Creating Life in the Laboratory

Creating Life in the Laboratory - Miller-Urey Experiment
Miller-Urey Experiment

A graduate student named Stanley Miller at the University of Chicago conducted an experiment in 1952, and it became news headlines in 1953. The news reports suggested that scientists were creating life in the laboratory. That was a bit of an exaggeration, or what might be called “fake news.”

The Miller-Urey Experiment, as it came to be known, was intended to show that life could arise spontaneously from non-living chemicals. In a sealed system, Miller attempted to duplicate what was then thought to be the composition of the early Earth’s atmosphere. An electric spark discharge inside the system resulted in the formation of some amino acids. Amino acids link together to form proteins, which are the building blocks of life.

Scientists thought they had made a breakthrough to show how life began, but amino acids are a long way from living cells. Since then, science has found many problems with the Miller-Urey Experiment. One of them is that the gases inside the device were nothing like the early Earth’s atmosphere. Probably the biggest roadblock to life creating itself (abiogenesis) is that amino acids have two geometric configurations, known as right-handed and left-handed. To combine into proteins, all of the amino acids must be left-handed. Amino acids in nature are a mixture, and there is no natural source for all left-handed amino acids. Besides that, all DNA and RNA molecules are connected by sugars that must all be right-handed. Natural sugars exist in mixtures of right- and left-handedness.

Since the 1952 experiment, scientists have continued working hard to solve the question of how life could emerge spontaneously. The solution has only gotten more complicated as they have learned more about the amazing design in every living cell. In 2007, an Associated Press news release said, “Scientists Believe Artificial Life Will Be Possible in 3 to 10 Years.” Sensational headlines sell, but the news reporters don’t know what the scientists know.

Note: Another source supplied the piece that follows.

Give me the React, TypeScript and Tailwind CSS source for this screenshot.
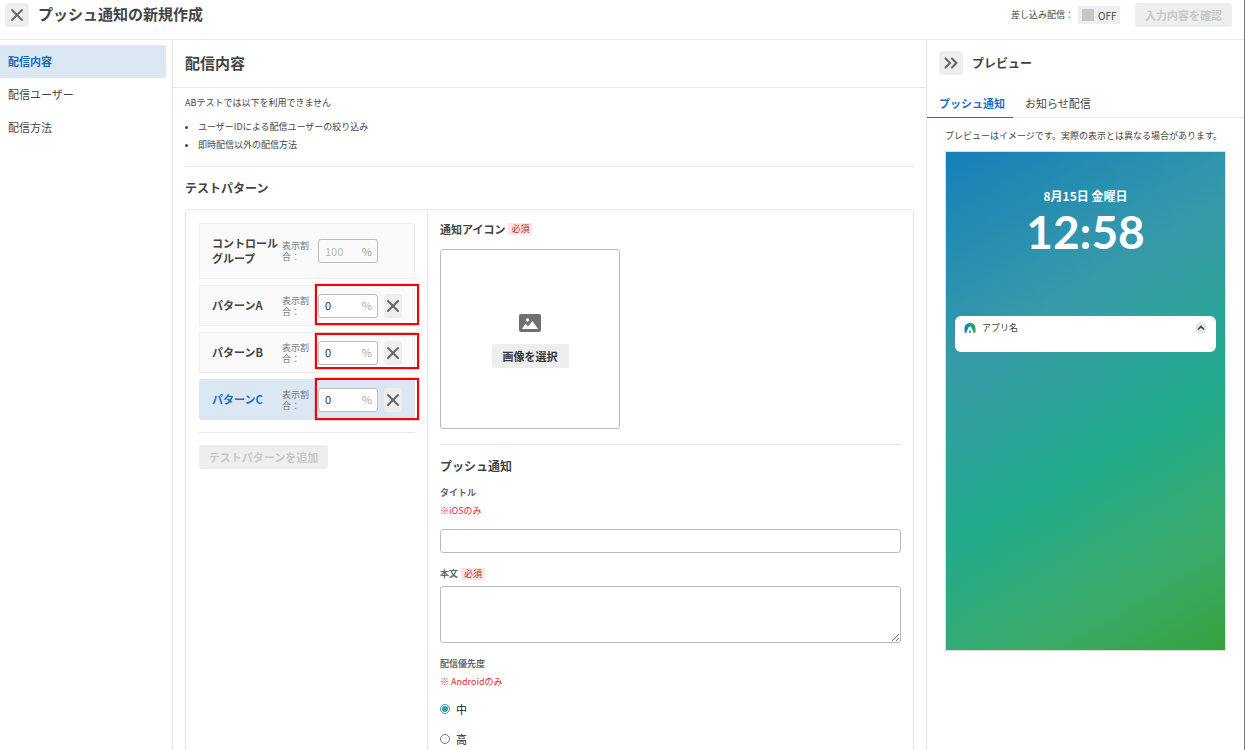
import React, { useState } from "react";
import { ChevronsRight, X } from "lucide-react";

interface Pattern {
  name: string;
  active: boolean;
  highlight: string;
}

const menu = ["配信内容", "配信ユーザー", "配信方法"];

const patterns: Pattern[] = [
  { name: "パターンA", active: false, highlight: "-top-[2px] h-[41px]" },
  { name: "パターンB", active: false, highlight: "top-0 h-[36px]" },
  { name: "パターンC", active: true, highlight: "-top-[2px] h-[42px]" },
];

function RequiredBadge() {
  return <span className="bg-[#fde4e1] px-[3px] text-[9px] leading-3 font-normal text-[#a8323a]">必須</span>;
}

function RatioField({ id, value, disabled }: { id: string; value: string; disabled?: boolean }) {
  return (
    <>
      <label htmlFor={id} className="w-9 shrink-0 pr-2 text-[9px] leading-[11px] text-[#777]">
        表示割合：
      </label>
      <div
        className={`flex h-6 w-[60px] shrink-0 items-center rounded-[3px] border border-[#bbb] pr-[5px] pl-1.5 text-[11px] ${
          disabled ? "bg-[#fafafa] text-[#999]" : "bg-white text-[#aaa]"
        }`}
      >
        <input
          id={id}
          type="text"
          defaultValue={value}
          disabled={disabled}
          className="w-0 min-w-0 flex-1 bg-transparent text-[#333] outline-none disabled:text-[#bbb]"
        />
        <span>%</span>
      </div>
    </>
  );
}

function PatternRow({ pattern }: { pattern: Pattern }) {
  return (
    <li
      className={`relative flex h-[41px] items-center border pl-3 ${
        pattern.active ? "rounded-[2px] border-[#dbe7f3] bg-[#dbe7f3]" : "border-[#eee] bg-[#fafafa]"
      }`}
    >
      <span className={`w-[70px] shrink-0 text-[11px] font-bold ${pattern.active ? "text-[#1a73c8]" : ""}`}>
        {pattern.name}
      </span>
      <RatioField id={pattern.name} value="0" />
      <button
        type="button"
        aria-label="削除"
        className="ml-1.5 flex h-6 w-[18px] shrink-0 items-center justify-center rounded-[3px] bg-[#eee] text-[#666]"
      >
        <X size={20} strokeWidth={2.4} className="shrink-0" />
      </button>
      <div
        className={`pointer-events-none absolute -right-[5px] w-[104px] border-2 border-[#f80000] shadow-[0_0_1px_#f80000] ${pattern.highlight}`}
      />
    </li>
  );
}

function AppLogo() {
  return (
    <svg width="12" height="12" viewBox="0 0 12 12" aria-hidden="true">
      <defs>
        <linearGradient id="logo" x1="0" x2="1" y1="0" y2="0">
          <stop offset="0" stopColor="#1b7fc0" />
          <stop offset="0.5" stopColor="#249a8c" />
          <stop offset="1" stopColor="#35a34a" />
        </linearGradient>
      </defs>
      <path d="M0.5 10.500V6.200a5.500 5.500 0 0 1 11 0V10.500L9.800 11 7 4.800H5L2.200 11Z" fill="url(#logo)" />
      <path d="M6 7.400 7.300 10.800H4.700Z" fill="#249a7c" />
    </svg>
  );
}

function Preview() {
  return (
    <aside className="w-[318px] shrink-0 border-l border-[#e4e6e8]">
      <div className="flex items-center gap-[9px] px-3 pt-[11px]">
        <button type="button" aria-label="閉じる" className="flex size-6 items-center justify-center rounded-[3px] bg-[#eee] text-[#666]">
          <ChevronsRight size={22} strokeWidth={2.2} />
        </button>
        <h2 className="text-[12px] font-bold">プレビュー</h2>
      </div>
      <div className="mt-3.5 flex h-[29px] border-b border-[#e4e6e8] text-[11px]">
        <button type="button" className="-mb-px border-b border-[#1a73c8] pr-2 pl-3 font-bold text-[#1a73c8]">
          プッシュ通知
        </button>
        <button type="button" className="pr-2 pl-3">
          お知らせ配信
        </button>
      </div>
      <div className="px-[18px] pt-[9px]">
        <p className="text-[9px] leading-[18px] whitespace-nowrap">
          プレビューはイメージです。実際の表示とは異なる場合があります。
        </p>
        <div className="mt-[6px] h-[500px] border border-[#ddd] bg-[linear-gradient(150deg,#1580b9_0%,#389ba9_33%,#22ab8c_60%,#3aab6b_82%,#36a23e_100%)] px-[9px] pt-[36px] text-white">
          <p className="text-center text-[12px] leading-4 font-bold">8月15日 金曜日</p>
          <p className="text-center font-['Lato',sans-serif] text-[46px] leading-[56px] font-bold">12:58</p>
          <div className="mt-[56px] flex h-9 items-start gap-1.5 rounded-[6px] bg-white px-[9px] pt-1.5 text-[9px] text-[#444]">
            <AppLogo />
            <span className="flex-1 leading-3">アプリ名</span>
            <span className="flex size-3 items-center justify-center rounded-full bg-[#e4e6e8]">
              <svg width="8" height="6" viewBox="0 0 8 6" fill="none" stroke="#444" strokeWidth="1.6">
                <path d="m1 4.500 3-3 3 3" />
              </svg>
            </span>
          </div>
        </div>
      </div>
    </aside>
  );
}

export default function App() {
  const [priority, setPriority] = useState("中");

  return (
    <div className="flex h-screen flex-col overflow-hidden border-r border-[#777] bg-white font-['Noto_Sans_CJK_JP',sans-serif] text-[#444]">
      <header className="flex h-10 shrink-0 items-start border-b border-[#e4e6e8] pt-[3px] pr-3 pl-[5px]">
        <button type="button" aria-label="閉じる" className="flex size-6 items-center justify-center rounded-[3px] bg-[#eee] text-[#666]">
          <X size={20} strokeWidth={2.2} />
        </button>
        <h1 className="ml-[9px] flex-1 text-[15px] leading-[22px] font-bold">プッシュ通知の新規作成</h1>
        <span className="text-[9px] leading-6">差し込み配信：</span>
        <button type="button" role="switch" aria-checked="false" className="mt-[3px] ml-1 flex h-[18px] w-[42px] items-center gap-1 bg-[#eee] pl-1 text-[10px]">
          <span className="size-3 bg-[#c6c6c6]" />
          OFF
        </button>
        <button type="button" disabled className="ml-[15px] h-6 w-[97px] rounded-[3px] bg-[#eee] text-[11px] font-bold text-[#c8c8c8]">
          入力内容を確認
        </button>
      </header>

      <div className="flex min-h-0 flex-1">
        <nav className="w-[173px] shrink-0 border-r border-[#e4e6e8] pt-[5px] pr-1.5 text-[11px] leading-[33px]">
          {menu.map((item, i) => (
            <a
              key={item}
              href="#"
              className={`block pl-2 ${i === 0 ? "rounded-r-[2px] bg-[#dbe7f3] font-bold text-[#1a6bbd]" : ""}`}
            >
              {item}
            </a>
          ))}
        </nav>

        <main className="min-w-0 flex-1">
          <h2 className="h-12 border-b border-[#e4e6e8] px-3 text-[15px] leading-[45px] font-bold">配信内容</h2>
          <div className="px-3 pt-1.5">
            <p className="text-[9px] leading-[18px]">ABテストでは以下を利用できません</p>
            <ul className="mt-1.5 list-disc pl-[13px] text-[9px] leading-[18px]">
              <li>ユーザーIDによる配信ユーザーの絞り込み</li>
              <li>即時配信以外の配信方法</li>
            </ul>
            <hr className="mt-3 border-[#e4e6e8]" />
            <h3 className="mt-3 text-[12px] leading-[18px] font-bold">テストパターン</h3>

            <div className="mt-3 flex h-[600px] rounded-t-[3px] border border-[#e4e6e8]">
              <section className="w-[242px] shrink-0 border-r border-[#e4e6e8] py-[13px] pr-3 pl-[13px]">
                <ul className="flex flex-col gap-1.5">
                  <li className="flex h-14 items-center border border-[#eee] bg-[#fafafa] pl-3">
                    <span className="w-[70px] shrink-0 text-[11px] leading-[15px] font-bold">
                      コントロール
                      <br />
                      グループ
                    </span>
                    <RatioField id="control" value="100" disabled />
                  </li>
                  {patterns.map((p) => (
                    <PatternRow key={p.name} pattern={p} />
                  ))}
                </ul>
                <hr className="mt-3 border-[#e4e6e8]" />
                <button type="button" disabled className="mt-3 h-6 w-[129px] rounded-[3px] bg-[#eee] text-[11px] font-bold text-[#c8c8c8]">
                  テストパターンを追加
                </button>
              </section>

              <section className="min-w-0 flex-1 px-3 pt-2.5">
                <h4 className="flex items-center gap-[3px] text-[11px] leading-[18px] font-bold">
                  通知アイコン <RequiredBadge />
                </h4>
                <div className="mt-[11px] flex size-[180px] flex-col items-center justify-center rounded-[3px] border border-[#bbb] pt-1">
                  <svg width="22" height="18" viewBox="0 0 22 18" aria-hidden="true">
                    <rect width="22" height="18" rx="2" fill="#707070" />
                    <circle cx="8.500" cy="6" r="1.700" fill="#fff" />
                    <path d="M3 15 6.500 9.500l2.500 3L13.500 7 19 15Z" fill="#fff" />
                  </svg>
                  <button type="button" className="mt-3 h-6 w-[77px] rounded-[3px] bg-[#eee] text-[11px] leading-[22px] font-bold text-[#333]">
                    画像を選択
                  </button>
                </div>
                <hr className="mt-[15px] border-[#e4e6e8]" />

                <h3 className="mt-3 text-[12px] leading-[18px] font-bold">プッシュ通知</h3>
                <label htmlFor="title" className="mt-[9px] block text-[9px] leading-[18px] font-bold text-[#666]">
                  タイトル
                </label>
                <p className="text-[9px] leading-[18px] text-[#e8262d]">※iOSのみ</p>
                <input id="title" type="text" className="mt-[9px] block h-6 w-full rounded-[3px] border border-[#bbb] px-1.5 text-[11px]" />

                <label htmlFor="body" className="mt-3 flex items-center gap-[3px] text-[9px] leading-[18px] font-bold text-[#666]">
                  本文 <RequiredBadge />
                </label>
                <textarea id="body" className="mt-[3px] block h-[57px] w-full rounded-[3px] border border-[#bbb] px-1.5 text-[11px]" />

                <fieldset>
                  <legend className="pt-3 text-[9px] leading-[18px] font-bold text-[#666]">配信優先度</legend>
                  <p className="text-[9px] leading-[18px] text-[#e8262d]">※ Androidのみ</p>
                  <div className="mt-[9px] flex flex-col gap-3">
                    {["中", "高"].map((level) => (
                      <label key={level} className="flex h-[18px] items-center gap-1.5 text-[11px] text-[#222]">
                        <input
                          type="radio"
                          name="priority"
                          checked={priority === level}
                          onChange={() => setPriority(level)}
                          className="size-2.5 accent-[#3a9aaa]"
                        />
                        {level}
                      </label>
                    ))}
                  </div>
                </fieldset>
              </section>
            </div>
          </div>
        </main>

        <Preview />
      </div>
    </div>
  );
}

It has been 68 years since the Miller-Urey experiment, and the goal of creating life in the laboratory is still a dream. Perhaps, someday scientists will achieve that goal. What will they have proved? They will NOT have shown that life can emerge from non-life on its own. They will have demonstrated that great intelligence with the proper resources can create life. That is what the Bible has been telling us for thousands of years.